Agreements with Cargill Financial

In March 2021, the Company entered into a loan with Cargill Financial to finance the general working capital for the Company. This loan had a principal balance of up to $10,000 thousand and bore interest at 8% per annum with a maturity date of March 22, 2022. In September 2021, this loan was repaid in full. In connection with the original loan, the lender also received 25% equity warrant coverage on the original loan amount. The warrant to purchase shares entitles the lender to a number of shares totaling 25% of the principal amount of the loan multiplied by 85% of the lowest cash price per share upon the earliest of a qualified equity financing, SPAC transaction, or an acquisition, as defined by the agreement. The warrants are still outstanding. For more information on the warrants, see Note 11, Stockholders' Equity (Deficit).

On September 3, 2021, the Company entered into the Subordinated Facility with Cargill Financial, including an agreement to borrow up to $50,000 thousand and also entered into the Senior Facility to borrow up to $150,000 thousand.
The interest rate on the Subordinated Facility is 10.5% per annum, with accrued interest on the agreement paid quarterly in arrears on the last business day of each calendar quarter, commencing the last business day of the calendar quarter ending December 31, 2021, and on the maturity date September 3, 2028. A total of $16,293 thousand was outstanding on the Subordinated Facility as of December 31, 2021.
The interest rate on the Senior Facility will be equal to LIBOR plus the Applicable Margin (which varies between 5.5% to 6.5% depending on the Senior Facility net leverage ratio). The maturity date of the Senior Facility will be on September 3, 2028. There are no amounts outstanding on this loan as of December 31, 2021.

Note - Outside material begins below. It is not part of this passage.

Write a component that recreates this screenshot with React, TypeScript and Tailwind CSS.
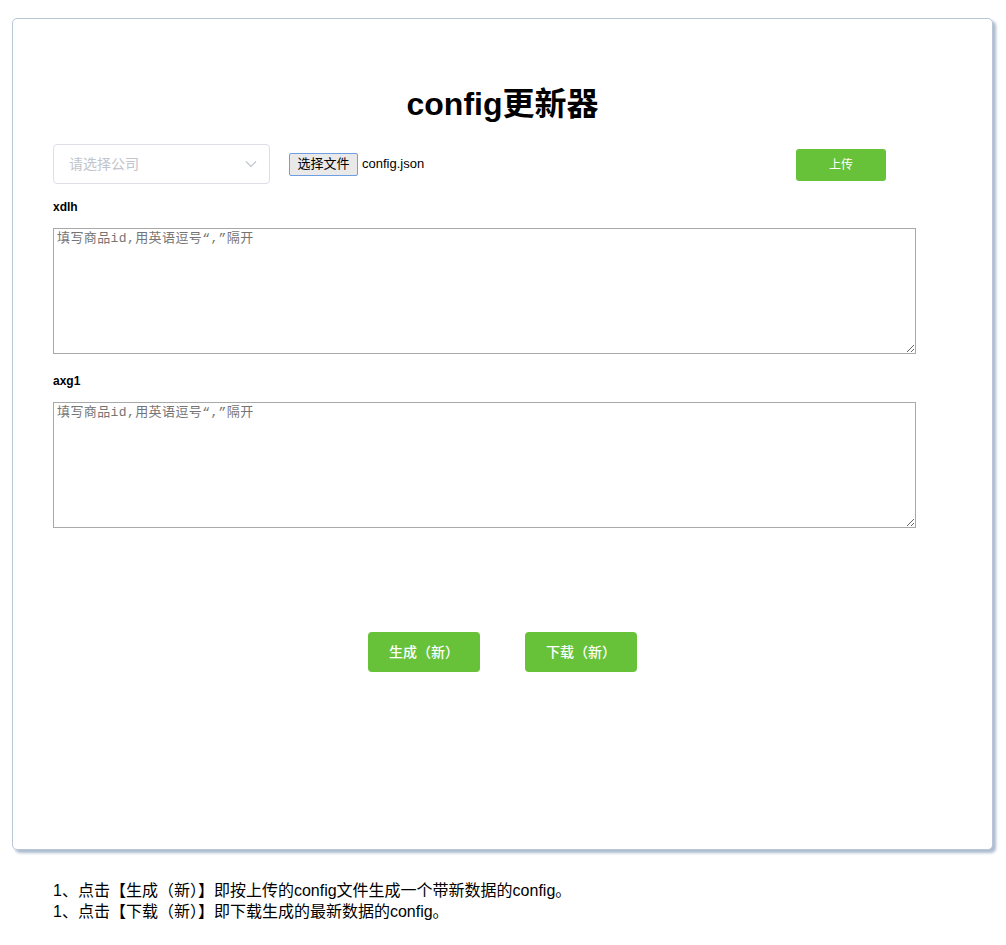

As part of the Cargill Credit Agreements, the Company is required to establish an Interest Reserve Account as described above in Note 2, Summary of Significant Accounting Policies. The Cargill Credit Agreements also require the Company to be in compliance with certain financial covenants, including specified debt coverage, net leverage, and interest coverage ratios. Additional covenants and other restrictions exist that limit the Company’s ability, among other things, to undergo a merger or consolidation, sell certain assets, create liens, guarantee certain obligations of third parties, make certain investments or acquisitions, and declare dividends or make distributions. In accordance with the Credit Agreements, budgets and timelines for CEA facilities also have to be approved by Cargill Financial and the Company is required to report ongoing CEA facility construction costs. The credit facility is secured with a first-priority lien against substantially all of the assets of the Company, including its intellectual property.
The Cargill Credit Agreements have an unused revolving line commitment fee in an amount of 125 basis points per annum of the unused portion of the Credit Agreements.
The Company was in compliance with all applicable covenants as of December 31, 2021.